WHAT THE TASK ASKS: Carry none of the pictures over; set down the material below exactly.

[START INFORMATION PROVIDED]

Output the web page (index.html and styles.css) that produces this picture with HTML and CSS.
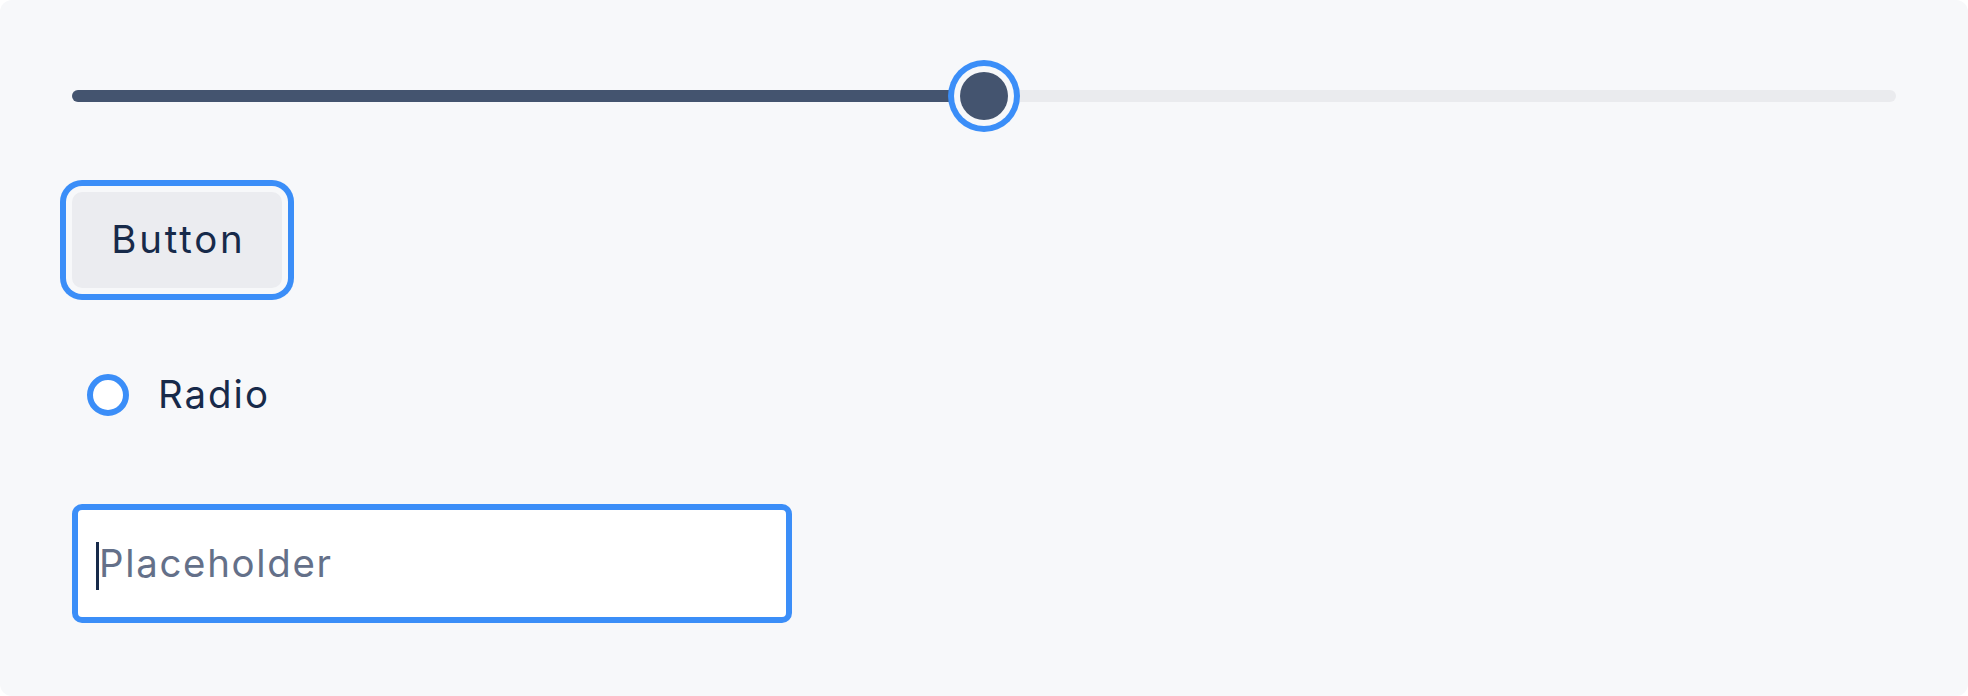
FILE: index.html
```html
<!DOCTYPE html>
<html lang="en">
<head>
<meta charset="utf-8">
<title>Controls</title>
<link rel="stylesheet" href="styles.css">
</head>
<body>
<div class="panel">
  <div class="slider">
    <div class="track">
      <div class="fill" style="width: 50%"></div>
      <div class="thumb" style="left: 50%"></div>
    </div>
  </div>
  <div class="button-row">
    <button class="btn" type="button">Button</button>
  </div>
  <label class="radio-row">
    <span class="radio"></span>
    <span class="radio-label">Radio</span>
  </label>
  <div class="field">
    <span class="caret"></span>
    <span class="placeholder">Placeholder</span>
  </div>
</div>
</body>
</html>
```

FILE: styles.css
```css
html, body {
  margin: 0;
  padding: 0;
  background: #ffffff;
}

body {
  font-family: Inter, "Noto Sans", "DejaVu Sans", sans-serif;
  color: #172a4a;
}

.panel {
  box-sizing: border-box;
  width: 1968px;
  height: 696px;
  background: #f7f8fa;
  border-radius: 12px;
  padding: 72px 72px 0 72px;
  display: flex;
  flex-direction: column;
  align-items: flex-start;
}

.slider {
  align-self: stretch;
  height: 48px;
  display: flex;
  align-items: center;
}

.track {
  position: relative;
  flex: 1;
  height: 12px;
  border-radius: 6px;
  background: #eaebee;
}

.fill {
  height: 100%;
  border-radius: 6px 0 0 6px;
  background: #44546f;
}

.thumb {
  position: absolute;
  top: 50%;
  width: 48px;
  height: 48px;
  margin: -24px 0 0 -24px;
  border-radius: 50%;
  background: #44546f;
  box-shadow: 0 0 0 6px #f7f8fa, 0 0 0 12px #3b8ef8;
}

.button-row {
  margin-top: 72px;
}

.btn {
  width: 210px;
  height: 96px;
  border: none;
  border-radius: 10px;
  background: #ebecf0;
  color: #172a4a;
  font-family: Inter, "Noto Sans", sans-serif;
  font-size: 38.4px;
  line-height: 57.6px;
  letter-spacing: 2.8px;
  padding: 0 0 0 2.8px;
  box-shadow: 0 0 0 6px #f7f8fa, 0 0 0 12px #3b8ef8;
}

.radio-row {
  margin-top: 78px;
  margin-left: 15px;
  height: 58px;
  display: flex;
  align-items: center;
  gap: 29px;
}

.radio {
  box-sizing: border-box;
  width: 42px;
  height: 42px;
  border-radius: 50%;
  border: 6px solid #3b8ef8;
  background: #ffffff;
}

.radio-label {
  font-size: 38.4px;
  line-height: 57.6px;
  letter-spacing: 2px;
  color: #172a4a;
}

.field {
  box-sizing: border-box;
  margin-top: 80px;
  width: 720px;
  height: 119px;
  border: 6px solid #3b8ef8;
  border-radius: 10px;
  background: #ffffff;
  padding-left: 18px;
  display: flex;
  align-items: center;
}

.caret {
  width: 3px;
  height: 48px;
  background: #172a4a;
  margin-top: 4px;
}

.placeholder {
  font-size: 38.4px;
  line-height: 57.6px;
  letter-spacing: 1.7px;
  color: #647089;
}
```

[END INFORMATION PROVIDED]

FINISHED EXERCISE:
Output the web page (index.html and styles.css) that produces this picture with HTML and CSS.
FILE: index.html
```html
<!DOCTYPE html>
<html lang="en">
<head>
<meta charset="utf-8">
<title>Controls</title>
<link rel="stylesheet" href="styles.css">
</head>
<body>
<div class="panel">
  <div class="slider">
    <div class="track">
      <div class="fill" style="width: 50%"></div>
      <div class="thumb" style="left: 50%"></div>
    </div>
  </div>
  <div class="button-row">
    <button class="btn" type="button">Button</button>
  </div>
  <label class="radio-row">
    <span class="radio"></span>
    <span class="radio-label">Radio</span>
  </label>
  <div class="field">
    <span class="caret"></span>
    <span class="placeholder">Placeholder</span>
  </div>
</div>
</body>
</html>
```

FILE: styles.css
```css
html, body {
  margin: 0;
  padding: 0;
  background: #ffffff;
}

body {
  font-family: Inter, "Noto Sans", "DejaVu Sans", sans-serif;
  color: #172a4a;
}

.panel {
  box-sizing: border-box;
  width: 1968px;
  height: 696px;
  background: #f7f8fa;
  border-radius: 12px;
  padding: 72px 72px 0 72px;
  display: flex;
  flex-direction: column;
  align-items: flex-start;
}

.slider {
  align-self: stretch;
  height: 48px;
  display: flex;
  align-items: center;
}

.track {
  position: relative;
  flex: 1;
  height: 12px;
  border-radius: 6px;
  background: #eaebee;
}

.fill {
  height: 100%;
  border-radius: 6px 0 0 6px;
  background: #44546f;
}

.thumb {
  position: absolute;
  top: 50%;
  width: 48px;
  height: 48px;
  margin: -24px 0 0 -24px;
  border-radius: 50%;
  background: #44546f;
  box-shadow: 0 0 0 6px #f7f8fa, 0 0 0 12px #3b8ef8;
}

.button-row {
  margin-top: 72px;
}

.btn {
  width: 210px;
  height: 96px;
  border: none;
  border-radius: 10px;
  background: #ebecf0;
  color: #172a4a;
  font-family: Inter, "Noto Sans", sans-serif;
  font-size: 38.4px;
  line-height: 57.6px;
  letter-spacing: 2.8px;
  padding: 0 0 0 2.8px;
  box-shadow: 0 0 0 6px #f7f8fa, 0 0 0 12px #3b8ef8;
}

.radio-row {
  margin-top: 78px;
  margin-left: 15px;
  height: 58px;
  display: flex;
  align-items: center;
  gap: 29px;
}

.radio {
  box-sizing: border-box;
  width: 42px;
  height: 42px;
  border-radius: 50%;
  border: 6px solid #3b8ef8;
  background: #ffffff;
}

.radio-label {
  font-size: 38.4px;
  line-height: 57.6px;
  letter-spacing: 2px;
  color: #172a4a;
}

.field {
  box-sizing: border-box;
  margin-top: 80px;
  width: 720px;
  height: 119px;
  border: 6px solid #3b8ef8;
  border-radius: 10px;
  background: #ffffff;
  padding-left: 18px;
  display: flex;
  align-items: center;
}

.caret {
  width: 3px;
  height: 48px;
  background: #172a4a;
  margin-top: 4px;
}

.placeholder {
  font-size: 38.4px;
  line-height: 57.6px;
  letter-spacing: 1.7px;
  color: #647089;
}
```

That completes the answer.